Texas Lawmakers File Multiple Anti-Abortion Bills Following Supreme Court Smackdown


Earlier this year, the Supreme Court threw out the bulk of a Texas law – House Bill 2, intended to restrict access to abortion services, but Texas lawmakers remain undaunted. According to an article by the Daily Beast, Texas Republicans have filed multiple bills for consideration in the next legislative session which would, among other things, ban abortions for severe fetal abnormalities, require increased reporting from clinics, and make mandatory cremation or burial for fetal remains regardless of the period of gestation.

One bill, Joint Resolution 9, filed by Sen. Bob Hall, R-Edgewood, would go so far as to add a Constitutional Amendment prohibiting abortion “the fullest extent authorized under federal constitutional law as interpreted by the United States Supreme Court.” Although the Amendment would have to be approved by a two-thirds majority of Texas voters in both chambers, if successful, JR9 would essentially render abortion – and therefore, abortion clinics – illegal in the state of Texas.

The new proposed legislation comes in the wake of the Supreme Court’s 5-3 decision in June striking down laws that Texas lawmakers billed as “a legitimate interest in seeing to it that abortion… is performed under circumstances that insure maximum safety for the patient.” But according to CNN, opponents argued that it would have shut down nearly all clinics performing abortions within the state – and, as Justice Steven Breyer added in the decision, “There was no significant health-related problem that the new law helped to cure.”

“We agree with the District Court that the surgical-center requirement, like the admitting-privileges requirement, provides few, if any, health benefits for women, poses a substantial obstacle to women seeking abortions, and constitutes an “undue burden” on their constitutional right to do so.”

Crowds outside of the Supreme Court applauded the decision. [Image by Pete Marovich/Getty Images]

The new laws which have been proposed seem to swing between much the same, in the case of House Bill 144 which would require clinics to submit monthly, rather than annually, reports on every abortion performed, to the outright attempts to criminalize and ban abortion present in House Bill 87 and Joint Resolution 9.

According to the Dallas Morning News, Rep.

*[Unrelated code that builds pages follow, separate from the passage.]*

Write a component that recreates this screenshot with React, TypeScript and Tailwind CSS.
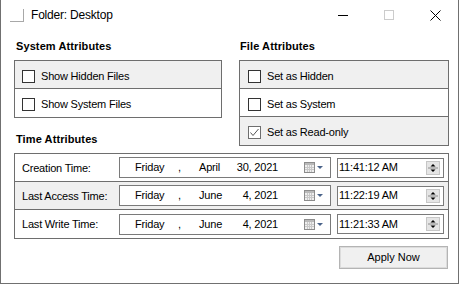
import React from 'react';

const font = "font-['Liberation_Sans',Arial,sans-serif]";

function CheckBox({ checked }: { checked?: boolean }) {
  return (
    <span
      className={`flex h-[13px] w-[13px] shrink-0 items-center justify-center border bg-white ${
        checked ? 'border-[#6e6e6e]' : 'border-[#333333]'
      }`}
    >
      {checked && (
        <svg width="11" height="11" viewBox="0 0 11 11">
          <polyline points="1.5,5.5 4,8.5 9.5,2" fill="none" stroke="#555555" strokeWidth="1" />
        </svg>
      )}
    </span>
  );
}

function CheckRow({ label, checked, gray, pl }: { label: string; checked?: boolean; gray?: boolean; pl: string }) {
  return (
    <div className={`flex h-[28px] items-center gap-[6px] pt-[3px] ${pl} ${gray ? 'bg-[#f0f0f0]' : 'bg-white'}`}>
      <CheckBox checked={checked} />
      <span className="text-[11px] leading-[13px] tracking-[-0.2px] text-black">{label}</span>
    </div>
  );
}

function CalendarIcon() {
  return (
    <svg width="20" height="11" viewBox="0 0 20 11">
      <rect x="0.5" y="0.5" width="10" height="10" fill="#eeeeee" stroke="#8c8c8c" />
      <rect x="1" y="1" width="9" height="2" fill="#b9b9b9" />
      <line x1="1" y1="5.5" x2="10" y2="5.5" stroke="#c8c8c8" />
      <line x1="1" y1="7.5" x2="10" y2="7.5" stroke="#c8c8c8" />
      <line x1="3.5" y1="3" x2="3.5" y2="10" stroke="#c8c8c8" />
      <line x1="5.5" y1="3" x2="5.5" y2="10" stroke="#c8c8c8" />
      <line x1="7.5" y1="3" x2="7.5" y2="10" stroke="#c8c8c8" />
      <path d="M13 4 L19 4 L16 7 Z" fill="#4a6389" />
    </svg>
  );
}

function Spin() {
  return (
    <span className="flex h-[14px] w-[14px] shrink-0 items-center justify-center border border-[#c6c6c6] bg-[#e5e5e5]">
      <svg width="12" height="12" viewBox="0 0 12 12">
        <path d="M6 2 L8.5 4.5 L3.5 4.5 Z" fill="#000000" />
        <line x1="1" y1="6" x2="11" y2="6" stroke="#8a8a8a" />
        <path d="M3.5 7.5 L8.5 7.5 L6 10 Z" fill="#000000" />
      </svg>
    </span>
  );
}

interface TimeRowData {
  label: string;
  month: string;
  day: string;
  time: string;
}

const timeRows: TimeRowData[] = [
  { label: 'Creation Time:', month: 'April', day: '30, 2021', time: '11:41:12 AM' },
  { label: 'Last Access Time:', month: 'June', day: '4, 2021', time: '11:22:19 AM' },
  { label: 'Last Write Time:', month: 'June', day: '4, 2021', time: '11:21:33 AM' },
];

export default function App() {
  return (
    <div className={`${font} h-[284px] w-[459px] border-b border-l border-r border-[#707070] bg-white text-black`}>
      {/* title bar */}
      <div className="flex h-[30px] items-center">
        <span className="ml-[9px] h-[13px] w-[14px] border-b border-r border-[#a8a8a8]" />
        <span className="ml-[7px] text-[12px] leading-[14px] tracking-[-0.2px]">Folder: Desktop</span>
        <div className="ml-auto flex">
          <span className="flex h-[30px] w-[46px] items-center justify-center">
            <svg width="10" height="10" viewBox="0 0 10 10">
              <line x1="0" y1="5.5" x2="10" y2="5.5" stroke="#000" />
            </svg>
          </span>
          <span className="flex h-[30px] w-[46px] items-center justify-center">
            <svg width="10" height="10" viewBox="0 0 10 10">
              <rect x="0.5" y="0.5" width="9" height="9" fill="none" stroke="#cccccc" />
            </svg>
          </span>
          <span className="flex h-[30px] w-[46px] items-center justify-center">
            <svg width="11" height="11" viewBox="0 0 11 11">
              <path d="M0.5 0.5 L10.5 10.5 M10.5 0.5 L0.5 10.5" stroke="#000" strokeWidth="1" />
            </svg>
          </span>
        </div>
      </div>

      <div className="pl-[13px] pt-[10px]">
        <div className="flex items-start">
          <div className="w-[208px]">
            <h2 className="ml-[2px] h-[13px] text-[11px] font-bold leading-[13px] tracking-[0.1px]">System Attributes</h2>
            <div className="mt-[7px] divide-y divide-[#6e6e6e] border border-[#6e6e6e]">
              <CheckRow label="Show Hidden Files" gray pl="pl-[7px]" />
              <CheckRow label="Show System Files" pl="pl-[7px]" />
            </div>
            <h2 className="ml-[2px] mt-[15px] h-[13px] text-[11px] font-bold leading-[13px] tracking-[0.1px]">Time Attributes</h2>
          </div>
          <div className="ml-[17px] w-[210px]">
            <h2 className="ml-[1px] h-[13px] text-[11px] font-bold leading-[13px] tracking-[0.1px]">File Attributes</h2>
            <div className="mt-[7px] divide-y divide-[#6e6e6e] border border-[#6e6e6e]">
              <CheckRow label="Set as Hidden" gray pl="pl-[8px]" />
              <CheckRow label="Set as System" pl="pl-[8px]" />
              <CheckRow label="Set as Read-only" checked gray pl="pl-[8px]" />
            </div>
          </div>
        </div>

        <div className="mt-[7px] w-[435px] divide-y divide-[#6e6e6e] border border-[#6e6e6e]">
          {timeRows.map((row, i) => (
            <div
              key={row.label}
              className={`flex h-[28px] items-center pl-[7px] text-[11px] leading-[13px] tracking-[-0.2px] ${
                i === 1 ? 'bg-[#f0f0f0]' : 'bg-white'
              }`}
            >
              <span className="w-[97px] whitespace-nowrap pt-[1px]">{row.label}</span>
              <div className="flex h-[21px] w-[212px] items-center whitespace-nowrap border border-[#7a7a7a] bg-white">
                <span className="ml-[15px] w-[43px]">Friday</span>
                <span className="w-[21px]">,</span>
                <span className="w-[30px]">{row.month}</span>
                <span className="w-[49px] text-right">{row.day}</span>
                <span className="ml-[26px] flex items-center">
                  <CalendarIcon />
                </span>
              </div>
              <div className="ml-[6px] flex h-[20px] w-[107px] items-center whitespace-nowrap border border-[#7a7a7a] bg-white pl-[1px]">
                <span>{row.time}</span>
                <span className="ml-auto mr-[3px]">
                  <Spin />
                </span>
              </div>
            </div>
          ))}
        </div>

        <div className="mt-[7px] flex w-[435px] justify-end pr-[1px]">
          <button className="h-[23px] w-[109px] border border-[#b4b4b4] bg-[#f0f0f0] text-[11px] leading-[13px] text-black shadow-[inset_0_0_0_1px_#dcdcdc]">
            Apply Now
          </button>
        </div>
      </div>
    </div>
  );
}
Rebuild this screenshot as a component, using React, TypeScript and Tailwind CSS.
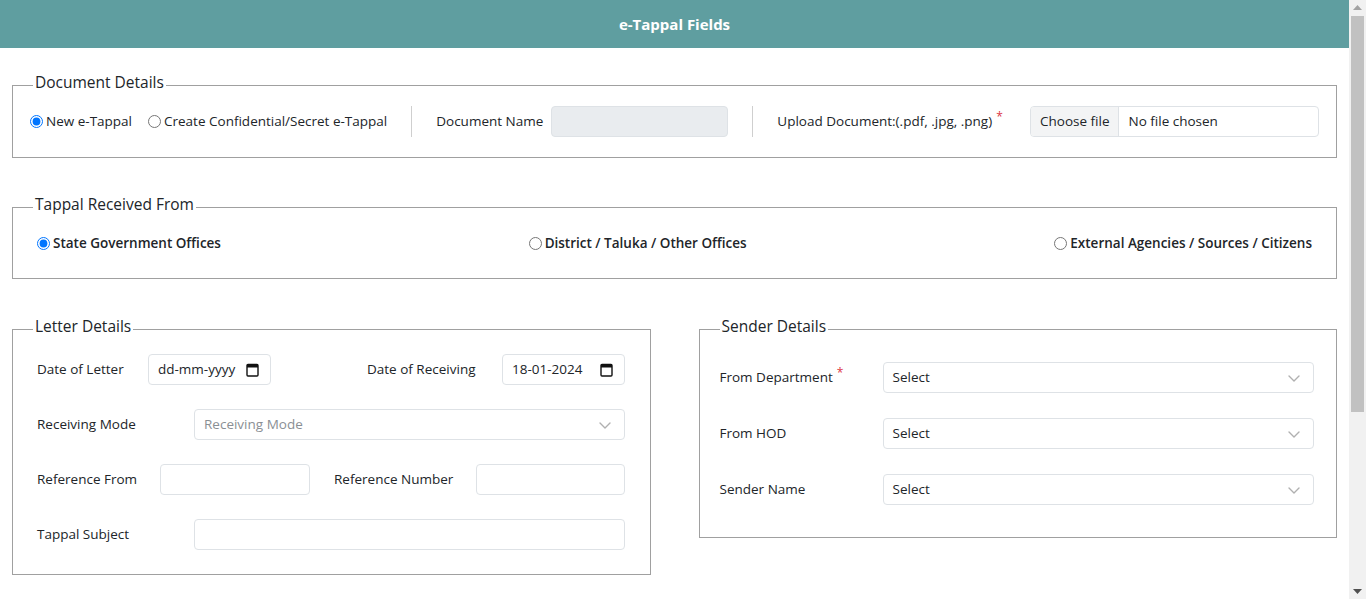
import React from 'react';

const font = { fontFamily: '"Open Sans", "Noto Sans", sans-serif' };

function Req() {
  return <span className="text-[#dc3545] text-[12px] align-top relative -top-[3px] ml-[4px]">*</span>;
}

function Chevron() {
  return (
    <svg width="16" height="16" viewBox="0 0 16 16" className="shrink-0">
      <path d="M3 6l5 5 5-5" fill="none" stroke="#b0b0b0" strokeWidth="1.4" strokeLinecap="round" strokeLinejoin="round" />
    </svg>
  );
}

function CalendarIcon() {
  return (
    <svg width="13" height="14" viewBox="0 0 13 14" className="shrink-0">
      <rect x="1" y="1.5" width="11" height="11.5" rx="1" fill="none" stroke="#111" strokeWidth="1.4" />
      <rect x="1" y="1.5" width="11" height="3" fill="#111" />
    </svg>
  );
}

function DateBox({ value, placeholder }: { value?: string; placeholder?: string }) {
  return (
    <div className="w-[123px] h-[31px] border border-[#dee2e6] rounded-[4px] bg-white flex items-center justify-between pl-[9px] pr-[11px] text-[#212529]">
      <span>{value ?? placeholder}</span>
      <CalendarIcon />
    </div>
  );
}

function SelectBox({ text, muted }: { text: string; muted?: boolean }) {
  return (
    <div className="flex-1 h-[31px] border border-[#dee2e6] rounded-[4px] bg-white flex items-center justify-between pl-[9px] pr-[11px]">
      <span className={muted ? 'text-[#8a8f94]' : 'text-[#212529]'}>{text}</span>
      <Chevron />
    </div>
  );
}

function TextBox({ className }: { className: string }) {
  return <div className={`h-[31px] border border-[#dee2e6] rounded-[4px] bg-white ${className}`} />;
}

function Radio({ checked, label, bold }: { checked?: boolean; label: string; bold?: boolean }) {
  return (
    <label className={`flex items-center gap-[3px] text-[#212529] ${bold ? 'font-semibold' : ''}`}>
      <input type="radio" defaultChecked={checked} name={bold ? 'from' : 'kind'} className="m-0 w-[13px] h-[13px] accent-[#0075ff]" />
      <span>{label}</span>
    </label>
  );
}

function Legend({ children }: { children: React.ReactNode }) {
  return (
    <legend className="ml-[20px] px-[2px] pb-[6px] text-[15.5px] leading-[24px] font-medium text-[#212529]">
      {children}
    </legend>
  );
}

function Scrollbar() {
  return (
    <aside className="w-[17px] shrink-0 bg-[#f1f1f1] flex flex-col items-center">
      <div className="h-[15px] flex items-center justify-center">
        <svg width="9" height="5" viewBox="0 0 9 5"><path d="M0 5L4.5 0 9 5z" fill="#a3a3a3" /></svg>
      </div>
      <div className="w-[13px] h-[396px] bg-[#c1c1c1] mt-[1px]" />
      <div className="flex-1" />
      <div className="h-[15px] flex items-center justify-center">
        <svg width="9" height="5" viewBox="0 0 9 5"><path d="M0 0L4.5 5 9 0z" fill="#505050" /></svg>
      </div>
    </aside>
  );
}

export default function App() {
  return (
    <div style={font} className="h-[599px] flex overflow-hidden bg-white text-[#212529] text-[13.5px]">
      <main className="flex-1 min-w-0">
        <header className="h-[48px] bg-[#5f9ea0] flex items-center justify-center">
          <h1 className="text-white font-bold text-[15px]">e-Tappal Fields</h1>
        </header>

        <div className="px-[12px] pt-[22px]">
          <fieldset className="border border-[#a0a0a0] m-0 p-0">
            <Legend>Document Details</Legend>
            <div className="flex items-center pl-[17px] pr-[17px] pt-[6px] pb-[20px]">
              <div className="flex items-center gap-[16px]">
                <Radio checked label="New e-Tappal" />
                <Radio label="Create Confidential/Secret e-Tappal" />
              </div>
              <div className="w-px h-[31px] bg-[#cfcfcf] mx-[24px]" />
              <span className="mr-[8px]">Document Name</span>
              <div className="w-[177px] h-[31px] bg-[#e9ecef] border border-[#dee2e6] rounded-[4px]" />
              <div className="w-px h-[31px] bg-[#cfcfcf] mx-[24px]" />
              <span>
                Upload Document:(.pdf, .jpg, .png)
                <Req />
              </span>
              <div className="ml-auto w-[289px] h-[31px] border border-[#dee2e6] rounded-[4px] flex items-stretch overflow-hidden">
                <div className="bg-[#f3f4f5] border-r border-[#dee2e6] px-[9px] flex items-center">Choose file</div>
                <div className="px-[9px] flex items-center">No file chosen</div>
              </div>
            </div>
          </fieldset>

          <fieldset className="border border-[#a0a0a0] m-0 p-0 mt-[34px]">
            <Legend>Tappal Received From</Legend>
            <div className="flex items-center justify-between h-[20px] px-[24px] mt-[11px] mb-[25px]">
              <Radio bold checked label="State Government Offices" />
              <Radio bold label="District / Taluka / Other Offices" />
              <Radio bold label="External Agencies / Sources / Citizens" />
            </div>
          </fieldset>

          <div className="grid grid-cols-2 gap-x-[48px] items-start mt-[35px]">
            <fieldset className="border border-[#a0a0a0] m-0 p-0">
              <Legend>Letter Details</Legend>
              <div className="flex flex-col gap-[24px] pl-[24px] pr-[25px] pt-[10px] pb-[24px]">
                <div className="flex items-center">
                  <span className="w-[111px]">Date of Letter</span>
                  <DateBox placeholder="dd-mm-yyyy" />
                  <span className="ml-[96px] w-[135px]">Date of Receiving</span>
                  <DateBox value="18-01-2024" />
                </div>
                <div className="flex items-center">
                  <span className="w-[157px]">Receiving Mode</span>
                  <SelectBox text="Receiving Mode" muted />
                </div>
                <div className="flex items-center">
                  <span className="w-[123px]">Reference From</span>
                  <TextBox className="w-[150px]" />
                  <span className="ml-[24px] w-[142px]">Reference Number</span>
                  <TextBox className="w-[149px]" />
                </div>
                <div className="flex items-center">
                  <span className="w-[157px]">Tappal Subject</span>
                  <TextBox className="flex-1" />
                </div>
              </div>
            </fieldset>

            <fieldset className="border border-[#a0a0a0] m-0 p-0">
              <Legend>Sender Details</Legend>
              <div className="flex flex-col gap-[25px] pl-[20px] pr-[22px] pt-[18px] pb-[32px]">
                <div className="flex items-center">
                  <span className="w-[163px]">
                    From Department
                    <Req />
                  </span>
                  <SelectBox text="Select" />
                </div>
                <div className="flex items-center">
                  <span className="w-[163px]">From HOD</span>
                  <SelectBox text="Select" />
                </div>
                <div className="flex items-center">
                  <span className="w-[163px]">Sender Name</span>
                  <SelectBox text="Select" />
                </div>
              </div>
            </fieldset>
          </div>
        </div>
      </main>
      <Scrollbar />
    </div>
  );
}
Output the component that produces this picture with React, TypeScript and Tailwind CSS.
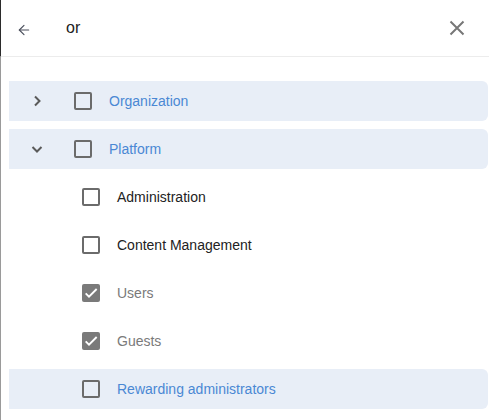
import { ArrowLeft } from "lucide-react";

type Item = {
  label: string;
  level: 0 | 1;
  expanded?: boolean;
  checked?: boolean;
  disabled?: boolean;
  match?: boolean;
};

const items: Item[] = [
  { label: "Organization", level: 0, expanded: false, match: true },
  { label: "Platform", level: 0, expanded: true, match: true },
  { label: "Administration", level: 1 },
  { label: "Content Management", level: 1 },
  { label: "Users", level: 1, checked: true, disabled: true },
  { label: "Guests", level: 1, checked: true, disabled: true },
  { label: "Rewarding administrators", level: 1, match: true },
];

function Checkbox({ checked }: { checked?: boolean }) {
  if (checked) {
    return (
      <span className="w-[18px] h-[18px] rounded-[2px] bg-[#7a7a7a] flex items-center justify-center shrink-0">
        <svg width="16" height="16" viewBox="0 0 24 24" fill="none">
          <path d="M4 12.5l5 5L20.5 6" stroke="#fff" strokeWidth="2.8" />
        </svg>
      </span>
    );
  }
  return <span className="block w-[18px] h-[18px] rounded-[2px] border-2 border-[#6b6b6b] shrink-0" />;
}

function Chevron({ open }: { open?: boolean }) {
  return (
    <span className="w-6 h-6 flex items-center justify-center shrink-0">
      <svg width="24" height="24" viewBox="0 0 24 24" fill="none">
        {open ? (
          <path d="M7.5 10l4.5 4.5 4.5-4.5" stroke="#5a5a5a" strokeWidth="2" />
        ) : (
          <path d="M10 7.5l4.5 4.5-4.5 4.5" stroke="#5a5a5a" strokeWidth="2" />
        )}
      </svg>
    </span>
  );
}

export default function App() {
  return (
    <div
      className="w-full h-[420px] bg-white flex flex-col"
      style={{ fontFamily: '"Liberation Sans", Arial, sans-serif' }}
    >
      {/* search header */}
      <div className="h-[57px] shrink-0 flex items-center border-l border-[#2b2b2b] border-b border-b-[#ececec]">
        <span className="w-[49px] pl-[15px] pt-[4px] flex items-center">
          <ArrowLeft size={16} strokeWidth={1.7} color="#4a4f5c" />
        </span>
        <span className="pl-[16px] text-[16px] text-[#222] pb-[1px]">or</span>
        <span className="ml-auto mr-[24px] flex items-center">
          <svg width="16" height="16" viewBox="0 0 16 16" fill="none">
            <path d="M1.5 1.5l13 13M14.5 1.5l-13 13" stroke="#777" strokeWidth="2" />
          </svg>
        </span>
      </div>

      {/* tree */}
      <div className="flex-1 border-l border-[#9a9a9a] pl-2 pr-px pt-6 flex flex-col gap-2">
        {items.map((it) => (
          <div
            key={it.label}
            className={`h-10 flex items-center rounded-r-[6px] text-[14px] ${
              it.match ? "bg-[#e8eef7]" : ""
            } ${it.level === 0 ? "pl-4" : "pl-[73px]"}`}
          >
            {it.level === 0 && <Chevron open={it.expanded} />}
            <span className={`flex ${it.level === 0 ? "ml-[25px]" : ""}`}>
              <Checkbox checked={it.checked} />
            </span>
            <span
              className={`ml-[17px] ${
                it.match ? "text-[#4a88d4]" : it.disabled ? "text-[#7a7a7a]" : "text-[#222]"
              }`}
            >
              {it.label}
            </span>
          </div>
        ))}
      </div>
    </div>
  );
}
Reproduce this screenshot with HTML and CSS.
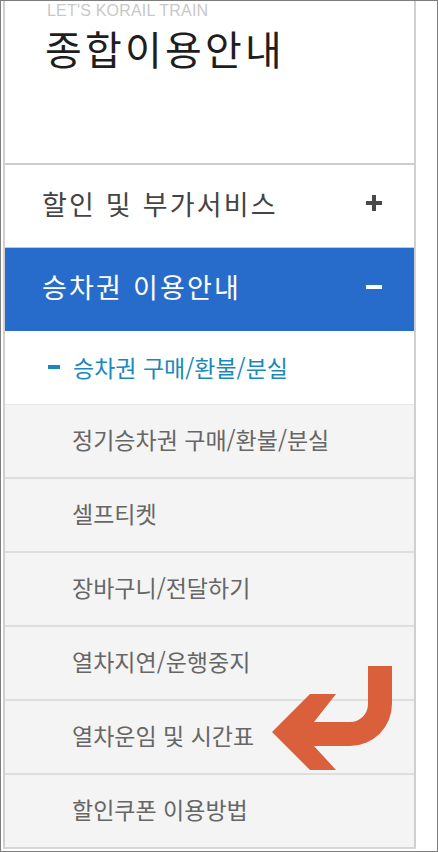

Matt Schaefer, R-Tyler, proposed House Bill 87, which would prohibit abortions after 20 weeks due to a severe fetal abnormality. Current Texas law allows abortions after 20 weeks if the fetus is not viable if the mother’s life or ability is threatened, or in the case of a severe fetal abnormality. Schaefer also proposed House Bill 144 – which, in fairness, also states that it would not identify “by any means an abortion facility, a physician performing the abortion, or a patient.”

House Bill 201, filed by Rep. Byron Cook, R-Corsicana, a so-called “abortion funeral bill,” would require any fetal remains to be cremated or buried regardless of gestational period. Currently, fetal remains are allowed to be incinerated or ground until unrecognizable and disposed of in a sanitary landfill. Opponents of the bill questioned if women who had a spontaneous miscarriage – about 10-15 percent of pregnancies – would be required to take the miscarried fetus or embryonic tissue for “proper” disposal.

Texas lawmakers haven’t filed any significant legislature targeting abortion since House Bill 2 in 2013. But since the Supreme Court struck down major sections of it, they seem to have shifted their focus to once again make abortion a primary issue in the Texas legislature.

Texas’ previous attempt at anti-abortion legislation, House Bill 5, was defeated after a 13-hour filibuster by State Sen. Wendy Davis (D-Ft. Worth). [Image by Erich Schlegel/Getty Images]

Sen. Bob Hall, who filed Joint Resolution 9, is a Tea Party Republican who won his 2014 campaign against another Republican opponent partly on the grounds that opponent Bob Deuell was controlled by Satan.

“Satan must have a stranglehold on [Deuell].”

Most of these laws, if passed, will almost certainly result in federal challenges – similar laws in other states (of which there aren’t that many) have been halted by federal judges and the Supreme Court before.

But that doesn’t seem set to deter the Texas legislature from their attempts to criminalize abortion.